Today, where everyone has a high speed internet connection, we don’t really need MP3s anymore. In architecture, we will make decisions like the MP3 often for well intended reasons. Only to soon find out that reason no longer applicable. A new technology comes out, or the nature of the request rate or data schema change in such a way making the architectural choices stale and outdated. You will always need to choose between several factors when designing a solution, and that rationale may not stand the test of time. With that said, the cost should adjust with those factors. The trade-offs for using MP3 over a lossless format is the time to transfer and the storage size. It needs to be understood what you are paying for and why. As times will change and your music streaming service updates, it might charge slightly more to accommodate for the higher operating costs of storing and streaming the lossless files.

Law IV: Unobserved Systems Lead to Unknown Costs.

No matter how much planning goes into a system there will always be unforeseen costs. The traffic is higher than expected, the runtime is longer than expected, the file size is larger than expected. Without visibility into the system it is impossible to be aware of how on target you may or may not be with respect to expected costs. Let us not forget the costs of management and personnel. Amazon is well known for having the ability to tag almost every resource out there so that you may effectively and easily known your costs. Knowing the costs of resources without their proper context is more or less useless. If you know your system costs $1,000 last month, and $1,500 the month prior, what is the rationale for that $500 difference is key. Seeing the correlation between your resource and personnel costs against the business is key. Let’s say that you have metrics that you can see how many incident tickets you have for a given component. Being able to detect that really the lower month of $1,000 was due to downtime because of several critical failures, would greatly inform your cost analysis. The more you know and the more dots you can connect the more you can nail down waste and over or under utilization.

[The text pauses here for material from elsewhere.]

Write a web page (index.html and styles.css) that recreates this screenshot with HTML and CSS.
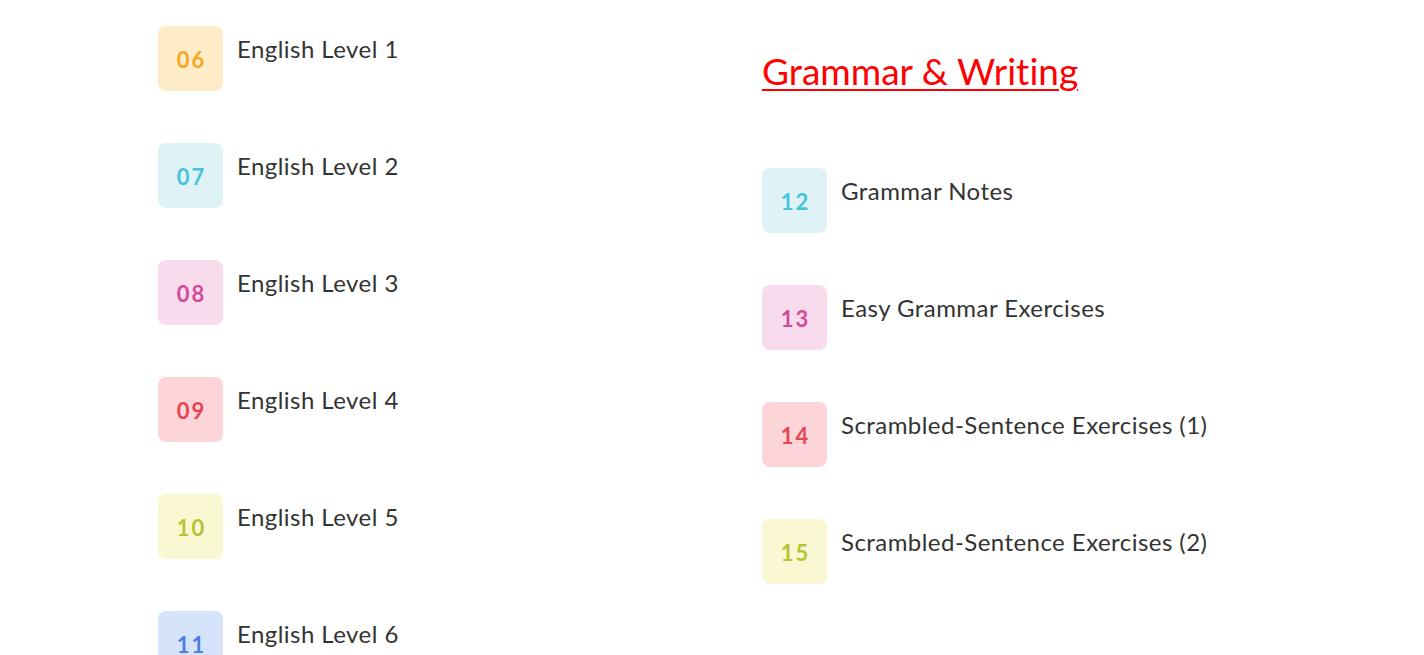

Law V: Cost Aware Architectures Implement Cost Controls.

Beyond merely monitoring components, the ability to easily tune and configure the cost versus power of a given component becomes a surefire way to save money. Having components separated into tiers of priority is an easy way to isolate what components may be tweaked with over time for cost savings. A component in a lower priority may be reduced in power when its need is lower. Such that you don’t need 100 nodes to process data if you are only using 2 at the time. The question of startup time comes in to play. What if a customer suddenly needs to run a large payload that will overwhelm our pool of nodes. Do we always run 100 nodes to accommodate for those occasions? You can be sure that AWS thinks about those questions. We all know that AWS Lambda is not actually infinitely scalable, despite us using the term. AWS must spend a lot of money and time coming up with proper projections on how many nodes to dedicate to handle bursts or surges in usage.

The idea that costs and cost-cutting must be justified via business impact is key. Cost-cutting can go too far when you find yourselves without the number of nodes needed to run your request in a given SLA. This is a juggling act that must allow for risk. A backup process that runs in a scheduled fashion. Running the process is integral, but running the process hourly versus twice daily may have drastic cost savings that may not be integral to the business needs.

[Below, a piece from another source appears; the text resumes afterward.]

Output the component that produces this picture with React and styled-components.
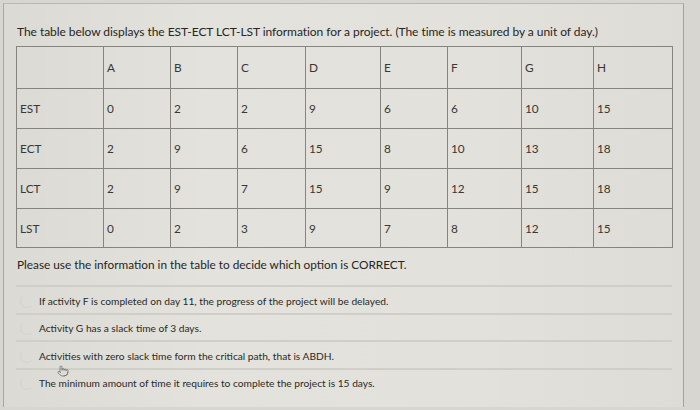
import styled, { createGlobalStyle } from 'styled-components'
import { Pointer } from 'lucide-react'

const GlobalStyle = createGlobalStyle`
  html, body {
    margin: 0;
    padding: 0;
    background: #d7d6d0;
  }
`

const Screen = styled.div`
  width: 700px;
  height: 410px;
  overflow: hidden;
  background: #d7d6d0;
  font-family: Lato, 'Open Sans', sans-serif;
  color: #262624;
`

const Panel = styled.div`
  position: relative;
  margin: 3px 0 0 3px;
  width: 681px;
  height: 404px;
  border-top: 1px solid #b9b8b2;
  border-left: 1px solid #a9a8a2;
  border-right: 1px solid #a4a39d;
  background: linear-gradient(90deg, #dbdad4 0%, #e3e2dc 30%, #e2e1db 70%, #dddcd6 100%);
  padding: 21px 0 0 12px;
  box-sizing: border-box;
`

const Title = styled.p`
  margin: 0 0 7px 1px;
  font-size: 12px;
  line-height: 14px;
  letter-spacing: -0.05px;
`

const Table = styled.table`
  border-collapse: collapse;
  border: 1px solid #6f6e69;
  table-layout: fixed;
  width: 656px;
`

const Cell = styled.td`
  width: ${p => p.$w}px;
  height: ${p => p.$h || 39}px;
  padding: 0 0 0 3px;
  border: 1px solid #85847f;
  font-size: 11.8px;
  color: #383835;
  text-align: left;
  vertical-align: middle;
  box-sizing: border-box;
`

const Question = styled.p`
  margin: 10px 0 13px 1px;
  font-size: 11.8px;
  line-height: 14px;
`

const Options = styled.div`
  width: 656px;
`

const Option = styled.label`
  display: flex;
  align-items: center;
  gap: 5px;
  height: 27.5px;
  padding: 2px 0 0 4px;
  border-top: 2px solid #cfcec8;
  font-size: 10.2px;
  color: #2a2a27;
  box-sizing: border-box;
`

const Radio = styled.span`
  width: 12px;
  height: 12px;
  border-radius: 50%;
  border: 1px solid #d3d2cc;
  border-top-color: transparent;
  border-right-color: transparent;
  flex: none;
`

const Cursor = styled.span`
  position: absolute;
  left: 53px;
  top: 361px;
  display: flex;
  color: #6d6c67;
`

const widths = [87, 67, 67, 68, 75, 67, 74, 72, 79]
const heads = ['', 'A', 'B', 'C', 'D', 'E', 'F', 'G', 'H']
const rows = [
  ['EST', '0', '2', '2', '9', '6', '6', '10', '15'],
  ['ECT', '2', '9', '6', '15', '8', '10', '13', '18'],
  ['LCT', '2', '9', '7', '15', '9', '12', '15', '18'],
  ['LST', '0', '2', '3', '9', '7', '8', '12', '15'],
]
const heights = [40, 40, 40, 39]

const options = [
  'If activity F is completed on day 11, the progress of the project will be delayed.',
  'Activity G has a slack time of 3 days.',
  'Activities with zero slack time form the critical path, that is ABDH.',
  'The minimum amount of time it requires to complete the project is 15 days.',
]

export default function App() {
  return (
    <Screen>
      <GlobalStyle />
      <Panel>
        <Title>
          The table below displays the EST-ECT LCT-LST information for a project. (The time is measured by a unit of day.)
        </Title>
        <Table>
          <tbody>
            <tr>
              {heads.map((h, i) => (
                <Cell key={i} $w={widths[i]} $h={42}>{h}</Cell>
              ))}
            </tr>
            {rows.map((r, ri) => (
              <tr key={ri}>
                {r.map((v, i) => (
                  <Cell key={i} $w={widths[i]} $h={heights[ri]}>{v}</Cell>
                ))}
              </tr>
            ))}
          </tbody>
        </Table>
        <Question>Please use the information in the table to decide which option is CORRECT.</Question>
        <Options>
          {options.map((o, i) => (
            <Option key={i}>
              <Radio />
              {o}
            </Option>
          ))}
        </Options>
        <Cursor>
          <Pointer size={12} strokeWidth={1.5} />
        </Cursor>
      </Panel>
    </Screen>
  )
}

The idea of tuning a product at small levels enables you to tweak parameters easily that may affect costs. Everyone knows a key in good software design is as much as possible parameterize your configuration enabling configuration without requiring a rebuild. To be able to tune your product in real time, see the effects and persist that configuration is a game changer. Being able to do that easily without rebuilding a product opens up your application to new modern possibilities. Especially today where you might be able to use an ML/AI model to attempt to tweak parameters and find a sweet spot where performance and cost are in perfect harmony.

Law VI: Cost Optimization is Incremental.

If you are trying to optimize your costs and doing it properly it doesn’t happen in one day. Even the best designed systems may be improved over time as factors change or expected utilization differs from expected. This is built on Laws IV and V. You cannot cut costs without proper metrics, and beginning the process of reducing costs starts with tunable or configurable components that you may be able to adjust that affect performance and costs. Taking property x and turning it from 10 to 1 is not only ill-advised but wrong. The proper way of tweaking parameters is with a dummy environment where you can run controlled tests with varied parameters and evaluate the performance with those new settings. As mentioned earlier, today there are automated ways of doing this that might find harmony with ML/AI solutions that can help with these adjustments. When tweaking things manually don’t expect to go from spending $1,000 to $50 without breaking things. You may never be able to get under a certain cost and that may be the reality. Rewrites of certain components might be necessary beyond just tweaking the known configurable options. Breaking out components into smaller bite sized pieces that further determine if this function is run under the given circumstances are all minor ways to reduce milliseconds from task execution.

Law VII: Unchallenged Success Leads to Assumptions.

Variety is the spice of life. With technology the “tried and true” spirit can lead only too often to complacency and a lack of growth. As Werner concludes the idea of saying we are a “Java shop” is often the cause of a lack of innovation. Cost optimization, stems from both cutting down and trimming the fat as well as making the core product more powerful and robust with less. Let me give an example. Java is notorious for being a technology that is slow on cold starts. That means to get things going to need to wait until more usage where the application is properly loaded, and the system has tuned itself for optimizations. A recent new feature enables you to warm up the application and save it in that state, so you may be able to restart the application already nice toasty and warm. This dramatically changes the ability to use Java in a serverless capacity. This now takes a technology that was more or less unusable in serverless ecosystems and would require complete rewrites to take advantage of this new platform called serverless into a reality. The status quo is the enemy of innovation. The more innovation yields to better performance, and ultimately better cost savings. When you see the lifecycle of R&D to innovation and cost savings that goes back into R&D it’s a beautiful thing.